Le second « méchant » du conte auquel les filles se heurtent déborde à chaque choc entre elles et les adultes de la maison : l’ignorance désespérante de leur famille, qui en devient comique parfois – lorsque Nur brûle la chaise en clamant « elle a touché nos trous du cul, c’est dégueulasse, non ? » C’est d’ailleurs la façon dont ces cinq jeunes filles assument et vivent leurs corps qui amène l’indignation des autres : le corps joué par Lale qui parade dans les couloirs en se tortillant afin d’irriter sa grand-mère. Joui par Sonay qui esquive l’obligation virginale pré-nuptiale sous le rire complice du spectateur, tant elle démontre tout le paradoxe de cette interdiction. Abandonné par Ece, qui n’est jamais jugée par ses sœurs. Déconcertant chez Selma
, incapable de faire admettre sa virginité à quiconque
. Chaque histoire de sœur influence la suivante. Face à elles, un mélange compliqué de compassion et d’angoisse de la part de la grand-mère (Nihal Koldas): elle les protège lorsqu’elles veulent assister à leur match; elle les bat dans la hantise des rumeurs répandues par les voisins suite à ce moment de jeu enfantin dans les vagues auquel les filles s’adonnent avec les garçons de leur classe, point de départ du grand changement.
Un contraste perpétuel avec la beauté de ces paysages solaires, ce soleil qui joue sur les cheveux des sœurs, cette lumière qui ne les quitte pas, malgré l’ambiance de plus en plus sordide autour d’elles.
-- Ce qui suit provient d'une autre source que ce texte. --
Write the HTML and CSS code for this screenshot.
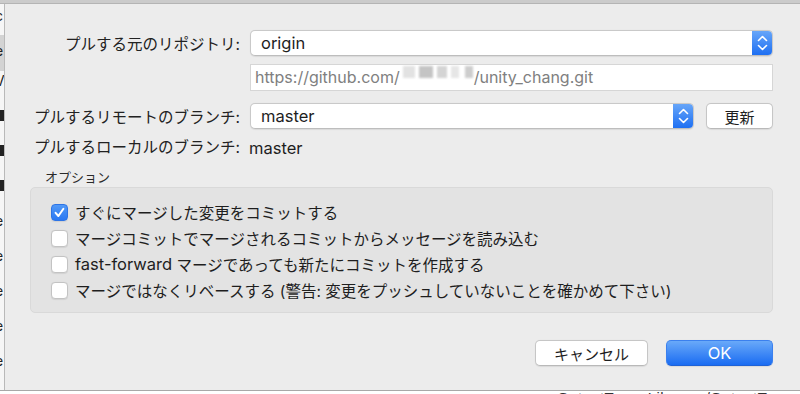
FILE: index.html
```html
<!DOCTYPE html>
<html lang="ja">
<head>
<meta charset="utf-8">
<title>プル</title>
<link rel="stylesheet" href="styles.css">
</head>
<body>
<div class="window">
  <div class="topbar"></div>
  <div class="main">
    <div class="side">
      <div class="side-row r1">c</div>
      <div class="side-row r2 hl">e</div>
      <div class="side-row">V</div>
      <div class="side-row">■</div>
      <div class="side-row">■</div>
      <div class="side-row">■</div>
      <div class="side-row">e</div>
      <div class="side-row">e</div>
      <div class="side-row">e</div>
      <div class="side-row">e</div>
      <div class="side-row">e</div>
    </div>
    <div class="sheet">
      <div class="row">
        <div class="label">プルする元のリポジトリ:</div>
        <div class="popup">
          <span class="popup-text lat">origin</span>
          <span class="stepper">
            <svg width="21" height="26" viewBox="0 0 21 26"><path d="M6.5 10.5 L10.5 6.5 L14.5 10.5 M6.5 15.5 L10.5 19.5 L14.5 15.5" fill="none" stroke="#fff" stroke-width="1.6" stroke-linecap="round" stroke-linejoin="round"/></svg>
          </span>
        </div>
      </div>
      <div class="row row-url">
        <div class="label"></div>
        <div class="field">https://github.com/<span class="blur"><span class="b1"></span><span class="b2"></span><span class="b3"></span><span class="b4"></span><span class="b5"></span></span>/unity_chang.git</div>
      </div>
      <div class="row row-remote">
        <div class="label">プルするリモートのブランチ:</div>
        <div class="popup">
          <span class="popup-text lat">master</span>
          <span class="stepper">
            <svg width="21" height="26" viewBox="0 0 21 26"><path d="M6.5 10.5 L10.5 6.5 L14.5 10.5 M6.5 15.5 L10.5 19.5 L14.5 15.5" fill="none" stroke="#fff" stroke-width="1.6" stroke-linecap="round" stroke-linejoin="round"/></svg>
          </span>
        </div>
        <button class="btn btn-refresh">更新</button>
      </div>
      <div class="row row-local">
        <div class="label">プルするローカルのブランチ:</div>
        <div class="value lat">master</div>
      </div>
      <div class="group-title">オプション</div>
      <div class="group">
        <label class="check-row"><span class="check checked"><svg width="17" height="17" viewBox="0 0 17 17"><path d="M4.6 8.8 L7.4 12 L12.4 4.8" fill="none" stroke="#fff" stroke-width="2" stroke-linecap="round" stroke-linejoin="round"/></svg></span>すぐにマージした変更をコミットする</label>
        <label class="check-row"><span class="check"></span>マージコミットでマージされるコミットからメッセージを読み込む</label>
        <label class="check-row"><span class="check"></span><span class="lat">fast-forward</span>&nbsp;マージであっても新たにコミットを作成する</label>
        <label class="check-row"><span class="check"></span>マージではなくリベースする (警告: 変更をプッシュしていないことを確かめて下さい)</label>
      </div>
      <div class="actions">
        <button class="btn btn-cancel">キャンセル</button>
        <button class="btn btn-ok">OK</button>
      </div>
    </div>
  </div>
  <div class="bottom"><span class="bottom-text">&lt;OutputType&gt;Library&lt;/OutputType&gt;</span></div>
</div>
</body>
</html>
```
FILE: styles.css
```css
* { box-sizing: border-box; }
html, body {
  margin: 0;
  padding: 0;
  width: 800px;
  height: 394px;
  overflow: hidden;
  background: #ffffff;
}
body {
  font-family: "Inter", "Noto Sans CJK JP", sans-serif;
  font-size: 15.5px;
  color: #222;
}
.lat { font-size: 16.5px; }
.window {
  width: 800px;
  height: 394px;
  display: flex;
  flex-direction: column;
}
.topbar {
  height: 4px;
  flex: 0 0 4px;
  background: #cbcbcb;
  border-bottom: 1px solid #b4b4b4;
}
.main {
  flex: 0 0 386px;
  display: flex;
}
.side {
  flex: 0 0 5px;
  background: #f6f6f6;
  border-right: 1px solid #b9b9b9;
  overflow: hidden;
  padding-top: 2px;
}
.side-row {
  height: 35px;
  line-height: 20px;
  font-size: 14px;
  color: #222;
  margin-left: -5px;
  white-space: nowrap;
}
.side-row.r1 { height: 29px; }
.side-row.hl { background: #d3d3d3; height: 36px; padding-top: 6px; }
.sheet {
  flex: 1;
  background: #ececec;
  padding: 26px 27px 0 0;
  display: flex;
  flex-direction: column;
}
.row {
  display: flex;
  align-items: center;
}
.label {
  flex: 0 0 235px;
  margin-right: 10px;
  text-align: right;
  white-space: nowrap;
}
.popup {
  flex: 1;
  height: 26px;
  display: flex;
  align-items: stretch;
  background: #fff;
  border: 1px solid #c9c9c9;
  border-bottom-color: #bdbdbd;
  border-radius: 5px;
  box-shadow: 0 0.5px 1px rgba(0,0,0,0.08);
  overflow: hidden;
}
.popup-text {
  flex: 1;
  padding-left: 10px;
  line-height: 24px;
  color: #1e1e1e;
}
.stepper {
  flex: 0 0 21px;
  margin: -1px -1px -1px 0;
  background: linear-gradient(#6aa8f9, #1b6df2);
  display: flex;
  align-items: center;
  justify-content: center;
}
.stepper svg { display: block; }
.row-url { margin-top: 8px; }
.field {
  flex: 1;
  height: 27px;
  background: #fff;
  border: 1px solid #d6d6d6;
  padding-left: 4px;
  line-height: 25px;
  font-size: 16px;
  color: #808080;
  white-space: nowrap;
}
.blur {
  display: inline-block;
  width: 74px;
  height: 14px;
  vertical-align: -1px;
  filter: blur(1.2px);
}
.blur span {
  display: inline-block;
  height: 12px;
  vertical-align: top;
}
.blur .b1 { width: 12px; background: #e2e2e2; margin-left: 3px; }
.blur .b2 { width: 14px; background: #c4c4c4; margin-left: 4px; }
.blur .b3 { width: 10px; background: #d4d4d4; margin-left: 4px; }
.blur .b4 { width: 8px; background: #e6e6e6; margin-left: 4px; }
.blur .b5 { width: 8px; background: #cdcdcd; margin-left: 6px; }
.row-remote { margin-top: 12px; }
.btn {
  font-family: "Inter", "Noto Sans CJK JP", sans-serif;
  font-size: 15px;
  height: 26px;
  padding: 0;
  background: #fff;
  color: #1e1e1e;
  border: 1px solid #c6c6c6;
  border-bottom-color: #b9b9b9;
  border-radius: 5px;
  box-shadow: 0 0.5px 1px rgba(0,0,0,0.08);
}
.btn-refresh {
  flex: 0 0 67px;
  margin-left: 12px;
}
.row-local {
  margin-top: 10px;
  line-height: 18px;
}
.value { color: #1e1e1e; margin-left: -1px; }
.group-title {
  margin-top: 12px;
  margin-left: 40px;
  font-size: 13px;
  line-height: 16px;
  color: #2a2a2a;
}
.group {
  margin-top: 2px;
  margin-left: 25px;
  height: 126px;
  background: #e3e3e3;
  border: 1px solid #d9d9d9;
  border-radius: 5px;
  padding: 11px 0 0 20px;
  display: flex;
  flex-direction: column;
}
.check-row {
  height: 26px;
  display: flex;
  align-items: center;
  white-space: nowrap;
  color: #1e1e1e;
}
.check {
  flex: 0 0 17px;
  width: 17px;
  height: 17px;
  margin-right: 7px;
  background: #fff;
  border: 1px solid #c3c3c3;
  border-radius: 4px;
  box-shadow: 0 0.5px 1px rgba(0,0,0,0.08);
}
.check.checked {
  background: linear-gradient(#5199f7, #2a78f3);
  border-color: #2d74e6;
}
.check svg { display: block; margin: -1px; }
.actions {
  margin-top: 27px;
  display: flex;
  justify-content: flex-end;
}
.btn-cancel { width: 113px; }
.btn-ok {
  width: 107px;
  margin-left: 18px;
  color: #fff;
  font-size: 16.5px;
  background: linear-gradient(#69a9f9, #1a6cf2);
  border-color: #3b80ee;
  border-bottom-color: #1f62d6;
}
.bottom {
  flex: 0 0 4px;
  border-top: 1px solid #a8a8a8;
  background: #fff;
  overflow: hidden;
  padding-left: 548px;
}
.bottom-text {
  display: block;
  font-family: "Liberation Sans", sans-serif;
  font-size: 15px;
  line-height: 15px;
  color: #333;
  white-space: nowrap;
  margin-top: -1px;
  letter-spacing: 0.4px;
}
```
Dès le début, Lale, la plus jeune, guide le film en narratrice. Elle est elle-même guidée par un autre style de lumière : la connaissance, opposée à cet aveuglement familial cherchant par tous les moyens à se présenter comme de la bienveillance. Le déchirement qui débute le film, où la fillette pleure collée contre son institutrice, l’annonce déjà. A la fin, on retrouve le même personnage, à son tour transfigurée: les cheveux détachés, libre, vivant en ville… Et pourtant mariée. Ironie ? Espoir ? L’interprétation ne demande aucun impératif. Un beau film, rempli d’images mémorables sur un sujet traité sans larmoiement inutile. Il réussit à faire sourire, à faire rire, à faire grincer des dents, sans jamais se départir d’un délicat sens de la nuance.